Feeling overwhelmed by the sheer amount of TV shows that are now on offer? You're not alone.
Ever since The Sopranos swaggered onto our screens in 1999, critics have been waxing lyrical about the Golden Age of Television: an era of tremendous creativity that's given us smart, slick series like The Wire, Mad Men, Breaking Bad and Game of Thrones, TV shows equal to and surpassing anything that Hollywood can hope to muster.
Yet it's not just a rise in quality that's been cited as evidence of this so-called Golden Age, but a simultaneous rise in quantity. In 2002, there were 182 scripted TV shows on air across all platforms – broadcast, cable and digital. By 2016, this number had risen to 455.
It's a trend that, until now, has only been increasing: in the five years between 2011 and 2016 alone, the number of scripted shows increased by 71 per cent.
A big factor in this ballooning is digital platforms like Netflix, Amazon Prime Video and Hulu investing in original content. In the past decade, the number of scripted shows streaming online has skyrocketed from virtually nil to literally hundreds.
This, of course, can be framed as a good thing – television audiences have more choice now than ever before. Hence, the 'Golden Age of Television' label.
But not everybody sees it that way. In July of 2015, John Landgraf, CEO of FX Networks, famously coined the term "peak TV", suggesting that there was now a surplus of television being produced, a glut of scripted shows that might easily prove overwhelming for audiences.
"Counting TV shows is like counting lemmings," he reiterated in 2016. "You can’t even count the number of TV shows accurately. Hoping they won’t run off a cliff and into an ocean."

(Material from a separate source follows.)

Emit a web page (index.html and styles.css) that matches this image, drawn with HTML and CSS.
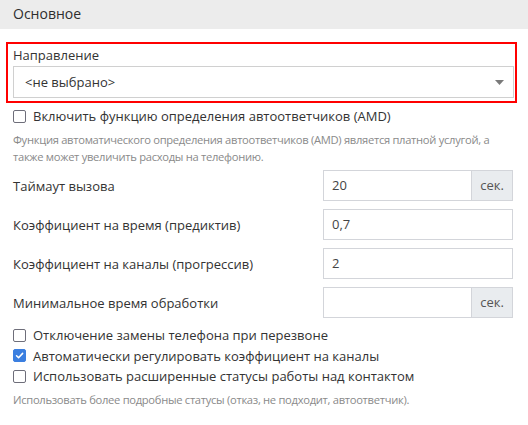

Landgraf said that while the "peak TV" industry was unlikely to "collapse", he foresaw "a contraction" – and now it looks as though we might finally being reaching the zenith from which the industry will fall.

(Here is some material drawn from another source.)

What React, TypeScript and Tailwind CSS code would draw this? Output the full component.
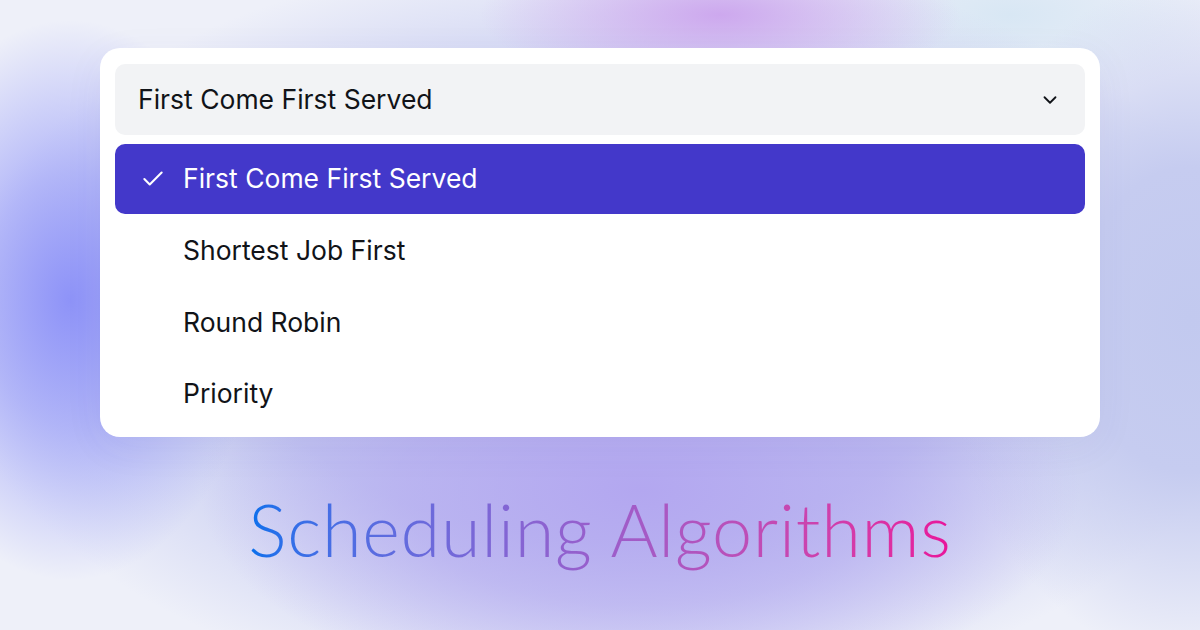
import { Check, ChevronDown } from "lucide-react";

const options = ["First Come First Served", "Shortest Job First", "Round Robin", "Priority"];

export default function App() {
  const selected = options[0];

  return (
    <div className="relative h-[630px] w-[1200px] overflow-hidden bg-[#eef0f9] font-['Inter',sans-serif]">
      {/* soft background glow */}
      <div className="absolute inset-0 bg-[radial-gradient(ellipse_240px_75px_at_720px_15px,#cda8ee_0%,rgba(205,168,238,0)_100%),radial-gradient(ellipse_190px_280px_at_70px_300px,#8e93f8_0%,rgba(142,147,248,0.6)_45%,rgba(142,147,248,0)_100%),radial-gradient(ellipse_440px_210px_at_640px_490px,#b3a7f0_0%,rgba(179,167,240,0.6)_55%,rgba(179,167,240,0)_100%),radial-gradient(ellipse_250px_340px_at_1190px_320px,#c2c9ef_0%,#c6ccf0_45%,rgba(198,204,240,0)_100%),radial-gradient(ellipse_660px_380px_at_610px_330px,#c2c7f2_0%,#c4c9f1_55%,rgba(196,201,241,0)_100%),radial-gradient(ellipse_220px_90px_at_1010px_15px,#d8e7f4_0%,rgba(216,231,244,0)_100%)]" />

      <div className="relative flex flex-col items-center pt-12">
        <div className="flex w-[1000px] flex-col rounded-[20px] bg-white px-[15px] pt-4 pb-[7px] shadow-[0_10px_40px_rgba(60,60,160,0.06)]">
          <div className="flex h-[71px] items-center justify-between rounded-[10px] bg-[#f2f3f5] pl-[23px] pr-[24px]">
            <span className="text-[26.5px] text-[#111318]">{selected}</span>
            <ChevronDown className="h-[22px] w-[22px] text-[#111318]" strokeWidth={2} />
          </div>

          <ul className="mt-[9px] flex flex-col">
            {options.map((option) => {
              const active = option === selected;
              return (
                <li
                  key={option}
                  className={
                    active
                      ? "mb-[1.5px] flex h-[70px] items-center rounded-[10px] bg-[#4338ca] pl-[25px] text-white"
                      : "flex h-[71.5px] items-center pl-[68px] text-[#111318]"
                  }
                >
                  {active && <Check className="mr-[17px] h-[26px] w-[26px]" strokeWidth={1.9} />}
                  <span className="text-[26.5px]">{option}</span>
                </li>
              );
            })}
          </ul>
        </div>

        <h1 className="mt-[47px] bg-gradient-to-r from-[#0070ec] via-[#9a5ecb] to-[#e9109a] bg-clip-text font-['Lato',sans-serif] text-[72px] leading-[90px] font-light tracking-[0.75px] text-transparent">
          Scheduling Algorithms
        </h1>
      </div>
    </div>
  );
}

As Netflix, Amazon Prime Video and their streaming rivals continue to put out more and more content – and despite the appearance of cutting back, Netflix is actually making more new shows than ever before – a variety of new players are now also looking to get in on the action.

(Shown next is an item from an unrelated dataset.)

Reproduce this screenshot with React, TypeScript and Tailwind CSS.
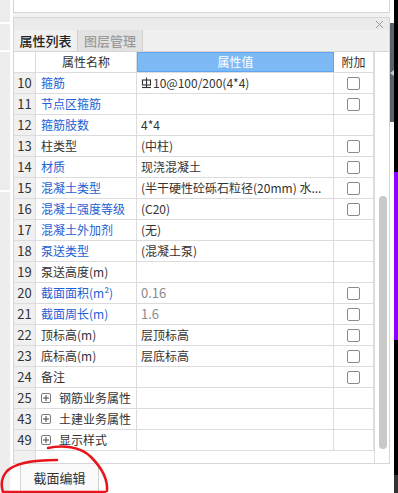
import type { ReactNode } from "react";

type Row = {
  no: number;
  name: string;
  value?: ReactNode;
  blue?: boolean;
  gray?: boolean;
  check?: boolean;
  group?: boolean;
};

function SteelMark() {
  return (
    <svg width="11" height="12" viewBox="0 0 11 12" className="mr-[1px] shrink-0">
      <rect x="1.5" y="3" width="8" height="5" fill="none" stroke="#333" strokeWidth="1.1" />
      <line x1="5.5" y1="0.5" x2="5.5" y2="10.5" stroke="#333" strokeWidth="1.1" />
      <line x1="1" y1="10.5" x2="10" y2="10.5" stroke="#333" strokeWidth="1.1" />
    </svg>
  );
}

const rows: Row[] = [
  {
    no: 10,
    name: "箍筋",
    blue: true,
    check: true,
    value: (
      <span className="flex items-center">
        <SteelMark />
        10@100/200(4*4)
      </span>
    ),
  },
  { no: 11, name: "节点区箍筋", blue: true, check: true },
  { no: 12, name: "箍筋肢数", blue: true, value: "4*4" },
  { no: 13, name: "柱类型", check: true, value: "(中柱)" },
  { no: 14, name: "材质", blue: true, check: true, value: "现浇混凝土" },
  { no: 15, name: "混凝土类型", blue: true, check: true, value: "(半干硬性砼砾石粒径(20mm) 水..." },
  { no: 16, name: "混凝土强度等级", blue: true, check: true, value: "(C20)" },
  { no: 17, name: "混凝土外加剂", blue: true, value: "(无)" },
  { no: 18, name: "泵送类型", blue: true, value: "(混凝土泵)" },
  { no: 19, name: "泵送高度(m)" },
  { no: 20, name: "截面面积(m²)", blue: true, gray: true, check: true, value: "0.16" },
  { no: 21, name: "截面周长(m)", blue: true, gray: true, check: true, value: "1.6" },
  { no: 22, name: "顶标高(m)", check: true, value: "层顶标高" },
  { no: 23, name: "底标高(m)", check: true, value: "层底标高" },
  { no: 24, name: "备注", check: true },
  { no: 25, name: "钢筋业务属性", group: true },
  { no: 43, name: "土建业务属性", group: true },
  { no: 49, name: "显示样式", group: true },
];

function PlusBox() {
  return (
    <span className="mr-[8px] flex h-[10px] w-[10px] shrink-0 items-center justify-center rounded-[2px] border border-[#7a7a7a]">
      <svg width="6" height="6" viewBox="0 0 6 6">
        <line x1="3" y1="0" x2="3" y2="6" stroke="#444" strokeWidth="1" />
        <line x1="0" y1="3" x2="6" y2="3" stroke="#444" strokeWidth="1" />
      </svg>
    </span>
  );
}

export default function App() {
  return (
    <div
      className="relative flex h-[493px] w-[398px] overflow-hidden bg-white text-[12px] text-[#333]"
      style={{ fontFamily: '"Noto Sans CJK SC", "Noto Sans", sans-serif' }}
    >
      {/* left strip */}
      <div className="flex w-[13px] shrink-0 flex-col">
        <div className="flex w-[10px] flex-1 flex-col bg-[#ededed]">
          <div className="h-[22px]" />
          <div className="h-[2px] bg-white" />
          <div className="h-[26px]" />
          <div className="h-[2px] bg-white" />
          <div className="h-[138px]" />
          <div className="h-[2px] bg-white" />
          <div className="flex-1" />
        </div>
      </div>

      {/* main column */}
      <div className="flex w-[377px] shrink-0 flex-col">
        <div className="h-[13px] border-x border-b border-[#d6d6d6] bg-white" />
        <div className="h-[4px] bg-[#f2f2f2]" />

        <div className="flex flex-col border border-[#d6d6d6] bg-white">
          {/* title bar */}
          <div className="flex h-[12px] items-center justify-end bg-[#ebebeb] pr-[6px]">
            <svg width="7" height="7" viewBox="0 0 7 7">
              <line x1="0" y1="0" x2="7" y2="7" stroke="#9a9a9a" strokeWidth="1" />
              <line x1="7" y1="0" x2="0" y2="7" stroke="#9a9a9a" strokeWidth="1" />
            </svg>
          </div>

          {/* tabs */}
          <div className="flex h-[22px] border-b border-[#d6d6d6] bg-[#f0f0f0]">
            <div className="flex w-[64px] items-center justify-center border-r border-[#d0d0d0] bg-[#f0f0f0] text-[13px] font-medium text-[#222]">
              属性列表
            </div>
            <div className="flex w-[65px] items-center justify-center border-r border-[#d0d0d0] bg-[#e2e2e2] text-[13px] font-medium text-[#9a9a9a]">
              图层管理
            </div>
          </div>

          {/* table area */}
          <div className="flex">
            <div className="flex w-[360px] flex-col">
              {/* header */}
              <div className="flex h-[21px] border-b border-[#dcdcdc]">
                <div className="w-[22px] border-r border-[#dcdcdc]" />
                <div className="flex w-[101px] items-center justify-center border-r border-[#dcdcdc]">
                  属性名称
                </div>
                <div className="flex w-[197px] items-center justify-center border border-[#5fa6ee] bg-[#7db9f5] text-white">
                  属性值
                </div>
                <div className="flex w-[40px] items-center justify-center border-r border-[#dcdcdc]">
                  附加
                </div>
              </div>

              {rows.map((r) => (
                <div key={r.no} className="flex h-[21px] border-b border-[#dcdcdc]">
                  <div className="flex w-[22px] items-center justify-center border-r border-[#dcdcdc] bg-[#f0f0f0] text-[13px]">
                    {r.no}
                  </div>
                  <div
                    className={
                      r.blue
                        ? "flex w-[101px] items-center whitespace-nowrap border-r border-[#dcdcdc] pl-[5px] text-[#1d5fd4]"
                        : "flex w-[101px] items-center whitespace-nowrap border-r border-[#dcdcdc] pl-[5px]"
                    }
                  >
                    {r.group && <PlusBox />}
                    {r.name}
                  </div>
                  <div
                    className={
                      r.gray
                        ? "flex w-[197px] items-center overflow-hidden whitespace-nowrap border-r border-[#dcdcdc] pl-[4px] text-[13px] text-[#8c8c8c]"
                        : "flex w-[197px] items-center overflow-hidden whitespace-nowrap border-r border-[#dcdcdc] pl-[4px]"
                    }
                  >
                    {r.value}
                  </div>
                  <div className="flex w-[40px] items-center justify-center border-r border-[#dcdcdc]">
                    {r.check && (
                      <span className="h-[13px] w-[13px] rounded-[2px] border border-[#8a8a8a] bg-white" />
                    )}
                  </div>
                </div>
              ))}

              {/* footer */}
              <div className="flex h-[12px]">
                <div className="w-[22px] border-r border-[#dcdcdc] bg-[#f0f0f0]" />
              </div>
            </div>

            {/* scroll column */}
            <div className="flex w-[15px] flex-col border-l border-[#dcdcdc] pl-[4px] pt-[144px]">
              <div className="h-[253px] w-[8px] rounded-full bg-[#c9c9c9]" />
            </div>
          </div>
        </div>

        {/* bottom tab */}
        <div className="flex pl-[7px]">
          <div className="flex h-[27px] w-[79px] items-center justify-center border-x border-[#d4d4d4] bg-[#fafafa] text-[13px]">
            截面编辑
          </div>
        </div>
      </div>

      {/* right strip */}
      <div className="flex w-[8px] shrink-0">
        <div className="flex w-[4px] flex-col">
          <div className="h-[23px] bg-white" />
          <div className="relative h-[99px] bg-[#5c6269]">
            <svg width="4" height="6" viewBox="0 0 4 6" className="absolute left-0 top-[47px]">
              <polygon points="4,0 4,6 0,3" fill="#c8c8c8" />
            </svg>
          </div>
          <div className="flex-1 bg-white" />
        </div>
        <div className="flex w-[4px] flex-col">
          <div className="h-[172px] bg-black" />
          <div className="h-[168px] bg-[#8b00ff]" />
          <div className="h-[135px] bg-black" />
          <div className="flex-1 bg-[#333]" />
        </div>
      </div>

      {/* red hand-drawn mark */}
      <svg
        className="pointer-events-none absolute left-0 top-0"
        width="398"
        height="493"
        viewBox="0 0 398 493"
      >
        <path
          d="M48 448 C62 445 80 446 91 457 C100 466 108 478 107 491"
          fill="none"
          stroke="#e8141b"
          strokeWidth="2.5"
          strokeLinecap="round"
        />
        <path
          d="M57 460 C40 460 16 462 7 471 C1 478 1 486 3 492 L105 492"
          fill="none"
          stroke="#e8141b"
          strokeWidth="2.5"
          strokeLinecap="round"
        />
      </svg>
    </div>
  );
}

Disney's streaming platform, primed for a 2019 launch, is bringing us a roster of new scripted shows based on their Marvel and Star Wars properties. Apple is also preparing to roll out its own service next year, with talent like Reese Witherspoon, Jason Momoa and M Night Shyamalan attached to scripted projects. Facebook, meanwhile, is said to have spent as much as $1 billion on developing original content for its Facebook Watch platform in 2018.
But – and it's a big "but" – it's not as easy as all that to become the new Netflix, and recently we've seen big businesses start to step away from original scripted content, or at least begin to exercise more caution.
For a time, YouTube's ascension to major scripted TV player seemed inevitable. It already had the platform, all it needed was the shows, and the success of Karate Kid spin-off Cobra Kai boded well when it launched on pay service YouTube Red in May 2018. The first episode, posted for free, was viewed 5.4 million times in its first 24 hours online, with Cinema Blend noting that the series "debuted to numbers that should make rival streaming services take notice".
And yet, less than two weeks after launching its most ambitious series yet – the sci-fi epic Origin – The Hollywood Reporter divulged that YouTube would be scaling back its scripted output beginning in 2020, citing not just "a serious budget reduction" but also, crucially, a lack of a gap in the market.
Landgraf's biggest concern about "peak TV" was not just that the creative talent might not exist to justify the amount of money being ploughed into scripted shows, but simply that the audience wasn't there for it.
Could YouTube's about-face, then, mark the beginning of the end for the Golden Age of Television? Is this the start of "the contraction" that Landgraf predicted? YouTube might be big business, but if what THR suggests is true, it also knew when it was on a hiding to nothing. Might other business giants like Apple and Facebook similarly struggle to gain traction in the crowded scripted TV market?
Like most of its streaming rivals, Facebook doesn't share data related to how Facebook Watch is performing. But it's interesting that despite the critical success of September's original series Sorry For Your Loss starring Elizabeth Olsen, Variety has suggested that "long term, sports will likely represent the bulk of Facebook’s content spending".
In 2016, Landgraf predicted that 500 scripted shows would be on-air by the end of 2017. He wasn't far off, with 487 such series airing last year. He also suggested that "peak TV" – this ever-growing expansion – would come to an end by 2019, and the early signs are there that this second forecast will prove to be equally on the money.